For purposes of exemplification, it might be mentioned that the buffer circuits B1-Bn may be of the type RCA 4050 and that the pulse circuits P1-Pn may be of the type RCA 4047. These latter circuits may also be of the type illustrated in FIG. 6 and may, thus, each consist of a NOR-gate G3, whose output constitutes the output of the pulse circuit and whose one input is directly coupled to the input of the pulse circuit, whereas its other input is coupled to the input of the pulse circuit by the intermediary of a number of time-lag circuits F1-F5 which may be of the same type as the buffer circuits B1-Bn, and an inverter I.
Furthermore, it might be mentioned that the identification device according to the invention may, in its practical realization, be in the form of a rod, which accommodates, on a circuit card, the rectifier 1, pulse generator 2 and the combinational circuit 3, whereas the coils L1 and L2 are wound on a common base which is disposed in a box-like ferrite core at one end of the rod.
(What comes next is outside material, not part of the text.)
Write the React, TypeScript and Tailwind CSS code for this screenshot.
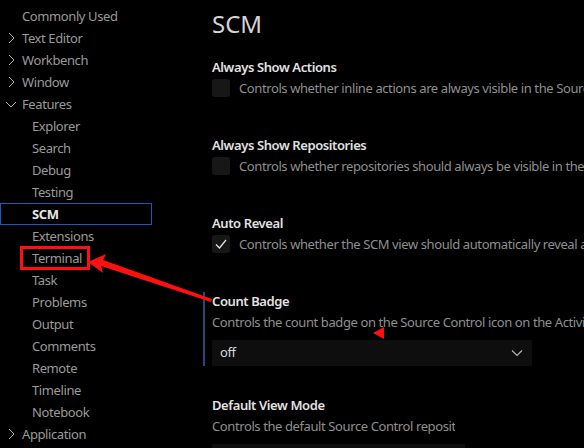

In the corresponding manner, the coils L3 and L4 in the detector, may be wound on a common base which is disposed in a ferrite core corresponding to that of the identification device.
It should be emphasized that the above-described embodiments are not restrictive, a multiplicity of modifications being possible within the spirit and scope of the present invention as disclosed in the following claims.